Schedule every minute of your day
Problems: 2 things – Estimates may be wrong or you will be interrupted
If interrupt then spend a few minutes to revise your schedule. The goal is not to stick to a schedule at all costs. It is to maintain a thoughtful say in what you’re doing with your time.
Make use of overflow conditional blocks in the event that you are either interrupted or underestimate the time required.
Quantify the depth of every activity
Advantage of scheduling your day you can identify the time you actually are spending on Deep work and shallow work.
Ask yourself the question: What percentage of my time should be spent on shallow work? Then aim to adhere to this budget. (Typically 30-50 of your time maybe on shallow work. Aim for 30)
Finish your work by 5:30
Fixed-schedule productivity. Only work in the allocated time for work.
Become hard to reach
- Make people who send you emails do more work – Implement sender filters
- Do more work when you send or reply to emails – be specific and outline the required actions needed. Process-centric responses
- Don’t respond
Another source
Reference
Success in a distracted world: DEEP WORK by Cal Newport –
J.K. Rowling – checked into a hotel to complete her final book (“The Deathly Hallows”) in the Harry Potter series.
Bill Gates – High intensity over an 8 week period to develop the first version of BASIC. He would often fall asleep at his keyboard. Also, implement a twice a year “Think week”where he would isolate himself to read and think big thoughts
When doing deep work the brain produces more Myelin (White tissue around neurons) which allows the neurons to fire faster and cleaner.
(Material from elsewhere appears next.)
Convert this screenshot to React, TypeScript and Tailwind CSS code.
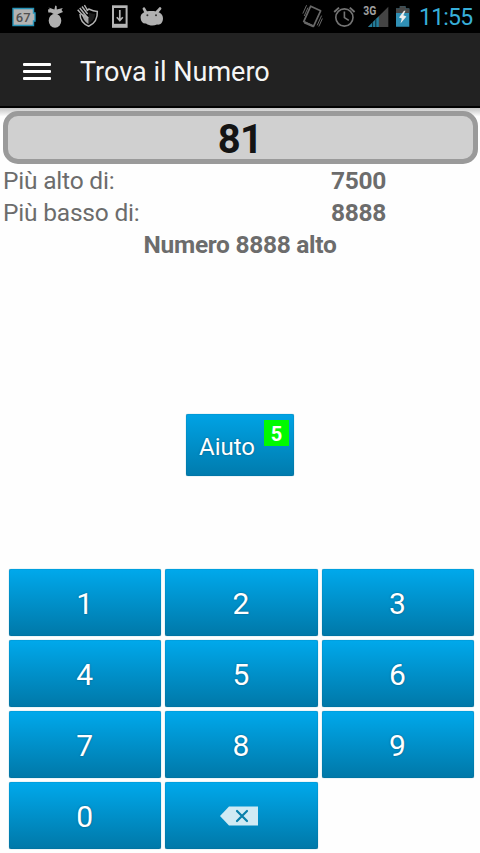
import type { ReactNode } from "react";

function StatusBar() {
  return (
    <div className="flex h-[33px] items-start justify-between bg-black pr-2">
      <div className="flex h-[33px]">
        <svg className="ml-[11px] h-[33px] w-[26px]" viewBox="11 0 26 33">
          <path d="M13 8.5H33.5V13H35V21H33.5V25.5H13Z" fill="#b3b3b3" stroke="#2794b8" strokeWidth="1.4" />
          <text x="23.2" y="21.6" textAnchor="middle" fontFamily="Roboto, sans-serif" fontSize="13" fontWeight="500" fill="#505050">67</text>
        </svg>
        <svg className="ml-[10px] h-[33px] w-[17px]" viewBox="47 0 17 33" fill="#b0b0b0">
          <ellipse cx="55" cy="20.7" rx="6.3" ry="7" />
          <path d="M54.5 14.5 51 12.4 48.3 12.4 48 9.5 50 9 48.5 7.6 54.4 9.6 55.3 5.5 56.6 6 56.8 9.6 62.8 8 61.5 10 63 12 57 14.5Z" />
        </svg>
        <svg className="ml-[13px] h-[33px] w-[22px]" viewBox="77 0 22 33" fill="none" stroke="#b3b3b3">
          <path d="M86.5 10.3 88.7 9C92 10.7 94.6 11.4 97.3 11.4C97.7 18.5 94.4 23.8 88.7 26.3C83.5 24 80 19.5 80 14" strokeWidth="1.5" />
          <path d="M88.7 12.4V23.5C93 21 94.8 18 95 13.8C92.7 13.7 90.5 13.2 88.7 12.4Z" fill="#1c1c1c" stroke="none" />
          <path d="M82 13.5 88.5 17V24C85 22 82.7 19 82 13.5Z" fill="#a5a5a5" stroke="none" />
          <path d="M77.7 9.7 84 17M79.7 8 88 18.3M82 6.5 87.6 14M84.4 5.2 88 11" strokeWidth="1.4" />
        </svg>
        <svg className="ml-[13px] h-[33px] w-[16px]" viewBox="112 0 16 33">
          <rect x="112" y="5.3" width="15.6" height="22.5" fill="#b5b5b5" />
          <rect x="114" y="8" width="11.6" height="15.8" fill="#050505" />
          <path d="M119.8 10V19.5M116.8 17.2 119.8 20.5 122.8 17.2" fill="none" stroke="#b5b5b5" strokeWidth="1.7" />
        </svg>
        <svg className="ml-[12px] h-[33px] w-[24px]" viewBox="140 0 24 33">
          <path d="M140.6 17.7C140.4 12.8 145.5 11 151.5 11C158 11 163 13.2 163 18.3C162.9 22.6 160.5 25.2 157 24.6C153.4 26 149.2 25.8 146 23.4C143 23.8 140.8 21.8 140.6 17.7Z" fill="#b1b1b1" />
          <path d="M146 12.5 144 8.8M157 12 160 8.6" stroke="#b1b1b1" strokeWidth="2.8" strokeLinecap="round" />
          <circle cx="147.4" cy="15.2" r="1" fill="#333" /><circle cx="156" cy="15.2" r="1" fill="#333" />
        </svg>
      </div>
      <div className="flex h-[33px]">
        <svg className="h-[33px] w-[22px]" viewBox="301 0 22 33" fill="none" stroke="#686868">
          <path d="M310.7 6.2 320.6 10.8 313.6 26.2 303.7 21.6Z" strokeWidth="1.7" strokeLinejoin="round" />
          <path d="M304.4 22.4 313.8 26.6" strokeWidth="2.2" />
          <path d="M306.6 5.2 302.8 13.6M308 7.6 304.2 16M321.6 15.6 317.2 25.4M322.4 18.5 318.8 26.5" strokeWidth="1" />
        </svg>
        <svg className="ml-[10px] h-[33px] w-[23px]" viewBox="333 0 23 33" fill="none" stroke="#747474">
          <circle cx="344.4" cy="17.5" r="8.6" strokeWidth="1.6" />
          <path d="M344.4 11.5V17.6L348.8 20.4" strokeWidth="1.6" />
          <path d="M334.2 12 339 7.6M349.8 7.6 354.6 12" strokeWidth="1.9" />
        </svg>
        <svg className="ml-[6px] h-[33px] w-[27px]" viewBox="362 0 27 33">
          <path d="M388.3 6.7V27H368Z" fill="#444" />
          <path d="M378.8 16.2V27H368Z" fill="#247f9e" />
          <path d="M372.6 22V27M375.8 19V27" stroke="#0c2832" strokeWidth="1" />
          <text x="363.2" y="15.4" fontFamily="Roboto, sans-serif" fontWeight="700" fontSize="12.5" fill="#a0a0a0" textLength="13" lengthAdjust="spacingAndGlyphs">3G</text>
        </svg>
        <svg className="ml-[6px] h-[33px] w-[16px]" viewBox="395 0 16 33">
          <path d="M396 8.5H399.8V6.3H405.5V8.5H409.3V26.7H396Z" fill="#3090b5" />
          <path d="M396 8.5H399.8V6.3H405.5V8.5H409.3V13H396Z" fill="#484848" />
          <path d="M404 10.8 399 17.4 401.8 18.6 400.5 23.5 406.4 16.5 403.3 15.3 405.5 10.8Z" fill="#eee" />
        </svg>
        <span className="ml-[8px] w-[53px] pt-[5px] text-[23px] leading-[26px] tracking-[-0.8px] text-[#38afd9]">11:55</span>
      </div>
    </div>
  );
}

function Key({ children }: { children: ReactNode }) {
  return (
    <button className="flex h-[67px] items-center justify-center rounded-[2px] bg-linear-to-b from-[#00a9ec] to-[#0078a8] pt-[2px] pr-[1px] text-[30px] leading-none text-white shadow-[inset_0_0_1px_#075576,0_0_1px_#4ba0c0] [text-shadow:0_0_2px_#07567a]">
      {children}
    </button>
  );
}

export default function App() {
  return (
    <div className="flex h-[853px] w-[480px] flex-col overflow-hidden bg-[#fefefe] font-[Roboto,sans-serif]">
      <StatusBar />
      <header className="flex h-[75px] items-center border-b-2 border-black bg-[#222] pt-[3px]">
        <div className="ml-[23px] flex w-[28px] flex-col gap-[4px]">
          <span className="h-[3px] rounded-[1px] bg-white" />
          <span className="h-[3px] rounded-[1px] bg-white" />
          <span className="h-[3px] rounded-[1px] bg-white" />
        </div>
        <h1 className="ml-[29px] pt-[1px] text-[27px] leading-8 text-[#f5f5f5]">Trova il Numero</h1>
      </header>
      <div className="h-[57px] shrink-0 bg-linear-to-b from-[#c5c5c5] via-[#fefefe] via-15% to-[#fefefe] px-[2.5px] pt-[2.5px]">
        <div className="flex h-[53px] items-center justify-center rounded-[15px] border-[5px] border-[#9a9a9a] bg-[#d0d0d0] pt-[5px] text-[40px] leading-none font-bold tracking-[-0.8px] text-[#141414]">81</div>
      </div>
      <section className="text-[24.5px] leading-[32px] text-[#6c6c6c]">
        <div className="flex"><span className="w-[331px] pl-[3px] tracking-[-0.2px]">Più alto di:</span><b className="tracking-[-0.3px]">7500</b></div>
        <div className="flex"><span className="w-[331px] pl-[3px] tracking-[-0.2px]">Più basso di:</span><b className="tracking-[-0.3px]">8888</b></div>
        <p className="text-center font-bold tracking-[-0.3px]">Numero 8888 alto</p>
      </section>
      <main className="flex grow flex-col justify-between pb-[4px]">
        <button className="mt-[153px] ml-[186px] flex h-[62px] w-[108px] items-start rounded-[2px] bg-linear-to-b from-[#00a3e5] to-[#007bad] text-white shadow-[inset_0_0_1px_#075576,0_0_1px_#4ba0c0]">
          <span className="mt-[17px] ml-[13px] w-[65px] text-left text-[24px] leading-[32px] [text-shadow:0_0_2px_#07567a]">Aiuto</span>
          <span className="mt-[6px] flex h-[26px] w-[25px] items-center justify-center bg-[#00fa00] pt-[1px] text-[20px] leading-none font-bold">5</span>
        </button>
        <div className="ml-[9px] grid w-[465px] grid-cols-3 gap-[4px]">
          {["1", "2", "3", "4", "5", "6", "7", "8", "9", "0"].map((n) => (
            <Key key={n}>{n}</Key>
          ))}
          <Key>
            <svg className="mr-[4px] mb-[2px] h-[20px] w-[38px]" viewBox="0 0 38 20">
              <path d="M0 10 9 .5H38V19.5H9Z" fill="#d0eaf4" />
              <path d="M17 5 27 15M27 5 17 15" stroke="#087faa" strokeWidth="2.2" strokeLinecap="round" />
            </svg>
          </Key>
        </div>
      </main>
    </div>
  );
}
Essentially deep work upgrades our brains. Allows for rapid connection of ideas.
Strategies to develop deep work:
- Avoid social media or more broadly distractions- Schedule distractions
- Build up a deep work ritual – At first, aim to get a period of 1 hour in a deep work state and then build this up to 4 hours. The goal is a 4 hour period of deep work per day
- Do an evening shutdown – Plan your uncompleted tasks and the associated actions for the next day and then have a hard complete Que. E.g. “Shutdown complete!”